First we arrived to the Rhine Falls from the south side where is also a viewing platform. Surprisingly, here you pay the entrance fee. Probably before you enter the area of Laufen castle. But in our case we thought that the cash desks are there only because of cruises. And because nobody had checked the tickets we got to the viewing platform for free. What does it matter that it was weird there were turnstiles. But also opened wheelchair doors next to them so we could walk through it. So we saved 5 francs.

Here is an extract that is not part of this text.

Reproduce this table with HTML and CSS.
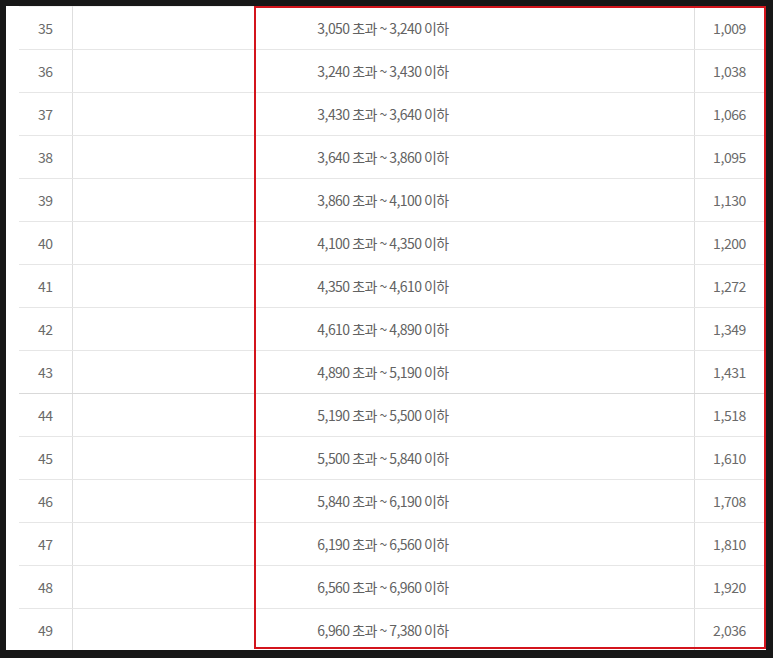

Then we crossed to the north side to Neuhausen am Rheinfall, where it’s not possible to get so close to the waterfalls. And along the way there we were stopped by police for the first time. Probably because they noticed us staring on them when they drove against us. Or they were interested because of passenger without seat belt? In a while they were right behind us with lit police beacon. Luckily it was just a routine check without a fine, we talked about our trip and when they saw our stuffed trunk we didn’t have to show it.

Sankt Gallen

From waterfalls we headed to our final destination – to St. Gallen where my friend Kačka, who is in Switzerland at Erasmus this semester, provided us accommodation. Actually I didn’t see much of St. Gallen, but I visited a lecture at the university. In German language.

Vaduz a Malbun

From St. Gallen we made a trip to the last small country. Liechtenstein offers mainly Vaduz and mountains in which we chose ski resort Malbun. By visiting Vaduz we probably increased its population by a few percent, we visited the square of this capital village and then we rather went up into the mountains. Around the Vaduz Castle, which is still used by Liechtenstein’s Princely Family so it’s not accessible for public, through many other villages to Malbun.

And that was it, the next thing was just to get through Germany to Brno without any scheduled stops. A bit of statistics?

We drove more than 6000 kilometers. Fuel cost us less than €480, we spent millions by paying toll. We slept 9 times in the tent including 3 nights in camps. Once in the car. Three nights at our friends, two via Airbnb and one at the hotel. 10 countries in 17 days.